▸ **What the task requires**: Take every line from the listing below that contains "screenshot".

Interface markup and scripts:
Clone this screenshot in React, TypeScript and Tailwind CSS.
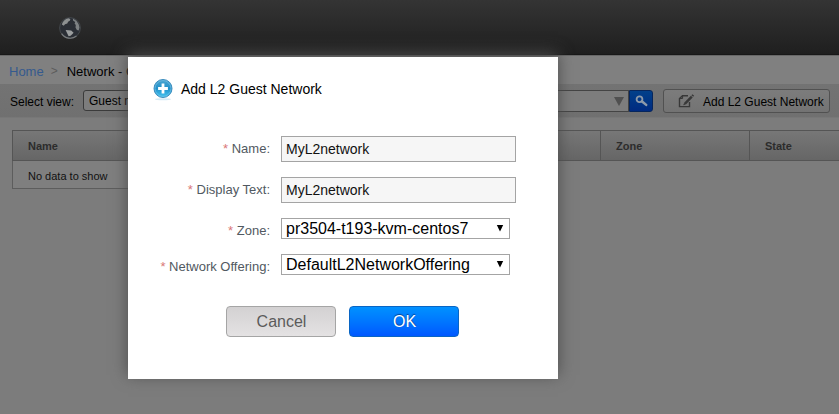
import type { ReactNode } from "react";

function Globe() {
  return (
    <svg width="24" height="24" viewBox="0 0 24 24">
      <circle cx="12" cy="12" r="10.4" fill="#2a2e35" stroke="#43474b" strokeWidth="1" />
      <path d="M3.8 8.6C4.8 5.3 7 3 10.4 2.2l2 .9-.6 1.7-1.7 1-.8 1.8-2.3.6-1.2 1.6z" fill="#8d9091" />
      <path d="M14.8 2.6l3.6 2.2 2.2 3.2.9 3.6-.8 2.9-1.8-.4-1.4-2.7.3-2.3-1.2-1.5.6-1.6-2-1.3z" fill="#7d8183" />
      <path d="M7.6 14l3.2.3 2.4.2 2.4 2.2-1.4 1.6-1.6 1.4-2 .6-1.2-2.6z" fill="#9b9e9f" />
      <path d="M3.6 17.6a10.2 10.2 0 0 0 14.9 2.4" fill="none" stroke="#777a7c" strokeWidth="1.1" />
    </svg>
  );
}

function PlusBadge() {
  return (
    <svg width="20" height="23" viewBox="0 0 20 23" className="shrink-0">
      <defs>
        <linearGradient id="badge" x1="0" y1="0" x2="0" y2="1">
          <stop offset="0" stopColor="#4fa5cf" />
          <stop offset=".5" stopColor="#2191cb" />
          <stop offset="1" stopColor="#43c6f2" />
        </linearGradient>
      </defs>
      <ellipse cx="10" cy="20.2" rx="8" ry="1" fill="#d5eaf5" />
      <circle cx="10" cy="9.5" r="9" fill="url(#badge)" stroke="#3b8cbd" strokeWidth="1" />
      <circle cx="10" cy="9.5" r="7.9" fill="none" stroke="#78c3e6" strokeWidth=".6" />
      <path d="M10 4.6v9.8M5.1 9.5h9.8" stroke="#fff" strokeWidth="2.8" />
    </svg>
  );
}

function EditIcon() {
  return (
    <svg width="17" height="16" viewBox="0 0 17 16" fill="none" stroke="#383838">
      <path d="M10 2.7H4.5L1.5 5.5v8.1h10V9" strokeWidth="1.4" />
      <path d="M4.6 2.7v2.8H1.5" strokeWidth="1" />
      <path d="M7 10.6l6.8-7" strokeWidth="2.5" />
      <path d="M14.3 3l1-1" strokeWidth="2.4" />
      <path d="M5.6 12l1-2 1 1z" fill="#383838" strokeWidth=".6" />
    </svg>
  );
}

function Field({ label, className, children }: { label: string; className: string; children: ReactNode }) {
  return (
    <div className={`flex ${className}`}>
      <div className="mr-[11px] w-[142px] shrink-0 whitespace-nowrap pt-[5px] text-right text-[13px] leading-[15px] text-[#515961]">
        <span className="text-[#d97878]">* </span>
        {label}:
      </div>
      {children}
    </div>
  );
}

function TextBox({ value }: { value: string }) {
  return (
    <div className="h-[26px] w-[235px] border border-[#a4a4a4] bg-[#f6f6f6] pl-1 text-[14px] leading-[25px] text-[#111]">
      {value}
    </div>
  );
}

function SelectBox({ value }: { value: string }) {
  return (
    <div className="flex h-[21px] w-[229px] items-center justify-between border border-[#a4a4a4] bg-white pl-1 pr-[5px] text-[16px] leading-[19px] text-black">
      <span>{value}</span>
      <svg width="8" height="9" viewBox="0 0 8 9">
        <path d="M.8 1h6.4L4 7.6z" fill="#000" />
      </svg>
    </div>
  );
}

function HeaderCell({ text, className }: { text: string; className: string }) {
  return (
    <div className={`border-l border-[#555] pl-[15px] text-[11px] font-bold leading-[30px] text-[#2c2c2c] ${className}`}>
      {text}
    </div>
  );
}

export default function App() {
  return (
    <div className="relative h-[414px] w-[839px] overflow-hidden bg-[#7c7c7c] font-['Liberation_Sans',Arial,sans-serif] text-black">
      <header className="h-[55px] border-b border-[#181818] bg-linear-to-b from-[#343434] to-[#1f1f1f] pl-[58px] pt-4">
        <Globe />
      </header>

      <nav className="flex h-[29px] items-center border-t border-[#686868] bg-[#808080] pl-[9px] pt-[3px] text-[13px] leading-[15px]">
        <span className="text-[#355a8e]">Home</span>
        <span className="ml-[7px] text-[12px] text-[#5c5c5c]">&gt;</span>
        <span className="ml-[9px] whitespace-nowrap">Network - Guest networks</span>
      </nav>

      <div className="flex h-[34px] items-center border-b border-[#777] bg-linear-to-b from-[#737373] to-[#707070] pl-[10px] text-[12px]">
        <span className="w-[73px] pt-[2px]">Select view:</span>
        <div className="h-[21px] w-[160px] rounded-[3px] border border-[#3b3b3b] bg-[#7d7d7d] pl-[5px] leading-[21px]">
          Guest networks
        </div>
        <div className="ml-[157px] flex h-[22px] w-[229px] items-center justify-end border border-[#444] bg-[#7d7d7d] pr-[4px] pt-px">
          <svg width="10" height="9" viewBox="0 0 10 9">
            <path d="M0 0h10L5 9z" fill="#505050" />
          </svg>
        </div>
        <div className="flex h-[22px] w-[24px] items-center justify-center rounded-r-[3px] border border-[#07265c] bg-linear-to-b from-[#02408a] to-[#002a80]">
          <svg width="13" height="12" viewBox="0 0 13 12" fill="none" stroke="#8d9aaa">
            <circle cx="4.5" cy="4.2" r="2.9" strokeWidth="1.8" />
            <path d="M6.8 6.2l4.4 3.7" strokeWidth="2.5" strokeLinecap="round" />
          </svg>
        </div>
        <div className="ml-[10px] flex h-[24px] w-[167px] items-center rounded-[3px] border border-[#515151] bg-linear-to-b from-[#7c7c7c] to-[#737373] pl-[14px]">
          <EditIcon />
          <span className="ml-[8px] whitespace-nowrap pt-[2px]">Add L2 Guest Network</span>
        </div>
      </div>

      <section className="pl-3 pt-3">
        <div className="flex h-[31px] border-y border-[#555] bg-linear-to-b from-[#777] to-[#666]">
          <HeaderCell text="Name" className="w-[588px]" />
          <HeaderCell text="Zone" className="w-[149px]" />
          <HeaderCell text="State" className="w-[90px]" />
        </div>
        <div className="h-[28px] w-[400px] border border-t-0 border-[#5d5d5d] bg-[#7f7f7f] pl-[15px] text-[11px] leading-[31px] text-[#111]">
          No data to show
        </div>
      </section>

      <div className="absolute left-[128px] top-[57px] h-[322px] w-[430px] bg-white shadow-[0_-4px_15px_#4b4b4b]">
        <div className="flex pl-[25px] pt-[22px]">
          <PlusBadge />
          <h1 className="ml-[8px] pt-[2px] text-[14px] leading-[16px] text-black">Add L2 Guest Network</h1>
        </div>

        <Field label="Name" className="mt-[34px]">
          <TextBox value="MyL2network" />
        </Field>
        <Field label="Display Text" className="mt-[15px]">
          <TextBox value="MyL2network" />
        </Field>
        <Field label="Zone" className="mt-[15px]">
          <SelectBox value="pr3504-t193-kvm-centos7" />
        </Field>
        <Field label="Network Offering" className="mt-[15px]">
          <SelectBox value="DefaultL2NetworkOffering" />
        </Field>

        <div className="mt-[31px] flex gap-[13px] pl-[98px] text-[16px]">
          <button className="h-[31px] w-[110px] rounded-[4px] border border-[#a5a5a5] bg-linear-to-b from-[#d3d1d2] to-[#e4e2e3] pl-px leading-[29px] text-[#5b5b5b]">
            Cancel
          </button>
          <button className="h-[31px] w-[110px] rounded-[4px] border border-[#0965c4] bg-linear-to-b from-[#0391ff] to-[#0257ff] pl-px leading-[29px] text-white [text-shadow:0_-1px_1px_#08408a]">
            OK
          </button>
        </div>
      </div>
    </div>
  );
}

...

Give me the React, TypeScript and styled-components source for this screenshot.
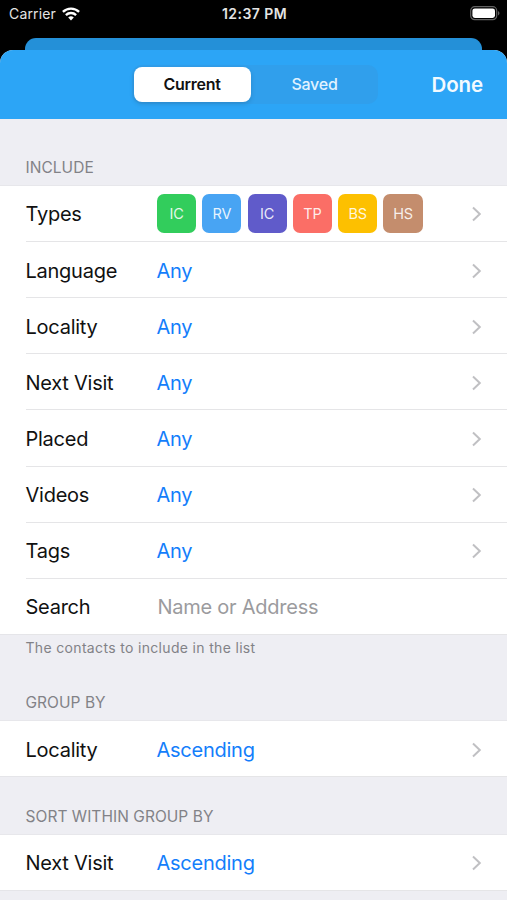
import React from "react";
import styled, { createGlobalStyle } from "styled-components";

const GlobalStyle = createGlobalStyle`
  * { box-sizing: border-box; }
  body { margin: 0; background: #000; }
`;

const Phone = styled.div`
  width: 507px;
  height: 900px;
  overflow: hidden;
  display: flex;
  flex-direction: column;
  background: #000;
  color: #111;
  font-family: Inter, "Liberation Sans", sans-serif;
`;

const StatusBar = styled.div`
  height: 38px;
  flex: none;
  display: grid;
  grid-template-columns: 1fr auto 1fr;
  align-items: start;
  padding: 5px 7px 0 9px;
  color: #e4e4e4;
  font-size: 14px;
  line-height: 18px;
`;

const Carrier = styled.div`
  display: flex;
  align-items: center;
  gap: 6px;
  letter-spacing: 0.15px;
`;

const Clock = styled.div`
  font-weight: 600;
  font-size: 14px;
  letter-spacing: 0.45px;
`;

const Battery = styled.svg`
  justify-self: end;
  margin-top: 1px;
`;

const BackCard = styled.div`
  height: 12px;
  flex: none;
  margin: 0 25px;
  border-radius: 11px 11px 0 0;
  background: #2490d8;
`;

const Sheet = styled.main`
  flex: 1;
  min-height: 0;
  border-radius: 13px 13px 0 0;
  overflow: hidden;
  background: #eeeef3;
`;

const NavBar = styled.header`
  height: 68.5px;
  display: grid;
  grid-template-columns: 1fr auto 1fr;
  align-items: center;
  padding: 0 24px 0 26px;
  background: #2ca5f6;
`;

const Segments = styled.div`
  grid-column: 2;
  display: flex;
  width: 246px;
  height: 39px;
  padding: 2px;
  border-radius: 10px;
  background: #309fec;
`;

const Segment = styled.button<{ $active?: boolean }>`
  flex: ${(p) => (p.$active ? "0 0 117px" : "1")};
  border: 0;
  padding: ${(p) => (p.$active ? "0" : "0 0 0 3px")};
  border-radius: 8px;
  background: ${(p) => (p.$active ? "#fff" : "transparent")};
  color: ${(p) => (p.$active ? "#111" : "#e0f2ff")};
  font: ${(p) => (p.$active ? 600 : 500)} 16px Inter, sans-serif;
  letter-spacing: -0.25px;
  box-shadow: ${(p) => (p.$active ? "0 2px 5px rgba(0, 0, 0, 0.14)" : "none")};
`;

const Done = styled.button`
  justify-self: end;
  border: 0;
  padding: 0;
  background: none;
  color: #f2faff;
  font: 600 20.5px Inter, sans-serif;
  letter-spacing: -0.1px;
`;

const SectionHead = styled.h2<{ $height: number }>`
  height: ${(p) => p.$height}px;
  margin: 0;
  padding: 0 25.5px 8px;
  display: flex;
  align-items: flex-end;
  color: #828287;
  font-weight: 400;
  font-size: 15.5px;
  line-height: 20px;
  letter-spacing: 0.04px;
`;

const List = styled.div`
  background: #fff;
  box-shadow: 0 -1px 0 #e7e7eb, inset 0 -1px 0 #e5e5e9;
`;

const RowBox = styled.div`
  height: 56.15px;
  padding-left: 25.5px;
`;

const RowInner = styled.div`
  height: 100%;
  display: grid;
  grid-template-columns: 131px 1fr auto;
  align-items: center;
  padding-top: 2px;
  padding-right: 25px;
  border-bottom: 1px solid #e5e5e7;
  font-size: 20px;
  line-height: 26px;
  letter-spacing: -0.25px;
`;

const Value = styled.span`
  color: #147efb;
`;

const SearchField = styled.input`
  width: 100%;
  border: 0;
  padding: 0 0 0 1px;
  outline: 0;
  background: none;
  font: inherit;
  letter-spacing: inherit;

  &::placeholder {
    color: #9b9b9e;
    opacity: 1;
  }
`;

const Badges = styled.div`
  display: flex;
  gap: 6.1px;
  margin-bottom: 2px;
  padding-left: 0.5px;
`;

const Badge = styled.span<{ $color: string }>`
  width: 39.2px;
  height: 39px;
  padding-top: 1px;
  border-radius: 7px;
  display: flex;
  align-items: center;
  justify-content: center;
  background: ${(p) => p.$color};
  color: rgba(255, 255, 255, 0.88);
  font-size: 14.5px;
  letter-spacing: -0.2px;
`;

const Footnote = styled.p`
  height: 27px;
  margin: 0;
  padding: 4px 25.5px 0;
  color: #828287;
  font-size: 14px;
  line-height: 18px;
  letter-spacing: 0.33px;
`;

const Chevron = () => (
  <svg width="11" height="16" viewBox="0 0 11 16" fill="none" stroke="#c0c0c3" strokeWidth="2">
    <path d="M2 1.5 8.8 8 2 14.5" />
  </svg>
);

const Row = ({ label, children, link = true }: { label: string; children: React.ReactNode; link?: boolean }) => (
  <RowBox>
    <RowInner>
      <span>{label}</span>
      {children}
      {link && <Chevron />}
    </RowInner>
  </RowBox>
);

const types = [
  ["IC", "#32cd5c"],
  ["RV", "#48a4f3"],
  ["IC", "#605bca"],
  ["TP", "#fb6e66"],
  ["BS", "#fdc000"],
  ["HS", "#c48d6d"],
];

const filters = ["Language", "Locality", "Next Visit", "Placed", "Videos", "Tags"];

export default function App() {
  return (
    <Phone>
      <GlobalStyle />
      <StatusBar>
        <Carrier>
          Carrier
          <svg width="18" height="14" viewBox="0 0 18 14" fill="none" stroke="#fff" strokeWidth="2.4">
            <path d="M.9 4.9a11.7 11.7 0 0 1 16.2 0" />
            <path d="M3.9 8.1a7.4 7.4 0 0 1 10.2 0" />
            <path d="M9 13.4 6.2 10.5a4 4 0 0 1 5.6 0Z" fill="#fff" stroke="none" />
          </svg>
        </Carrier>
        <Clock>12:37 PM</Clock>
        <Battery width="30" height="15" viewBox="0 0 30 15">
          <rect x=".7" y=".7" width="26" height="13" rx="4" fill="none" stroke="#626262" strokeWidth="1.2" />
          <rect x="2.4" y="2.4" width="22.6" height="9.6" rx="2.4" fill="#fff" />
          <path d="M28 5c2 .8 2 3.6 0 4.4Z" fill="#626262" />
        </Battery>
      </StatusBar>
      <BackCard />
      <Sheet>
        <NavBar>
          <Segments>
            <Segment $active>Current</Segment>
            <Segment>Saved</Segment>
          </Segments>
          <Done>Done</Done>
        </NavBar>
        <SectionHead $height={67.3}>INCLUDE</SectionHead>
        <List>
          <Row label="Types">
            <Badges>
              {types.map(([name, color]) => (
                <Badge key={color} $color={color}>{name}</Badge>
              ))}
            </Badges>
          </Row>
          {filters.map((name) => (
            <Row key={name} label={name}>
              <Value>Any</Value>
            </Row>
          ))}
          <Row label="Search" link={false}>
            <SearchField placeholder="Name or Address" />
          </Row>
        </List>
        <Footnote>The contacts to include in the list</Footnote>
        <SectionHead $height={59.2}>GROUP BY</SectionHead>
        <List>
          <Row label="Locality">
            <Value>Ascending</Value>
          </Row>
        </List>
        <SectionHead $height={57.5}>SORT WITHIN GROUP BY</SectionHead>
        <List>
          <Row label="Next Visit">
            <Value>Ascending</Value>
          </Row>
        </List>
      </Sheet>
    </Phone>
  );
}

▸ **Right answer**:
Clone this screenshot in React, TypeScript and Tailwind CSS.
Give me the React, TypeScript and styled-components source for this screenshot.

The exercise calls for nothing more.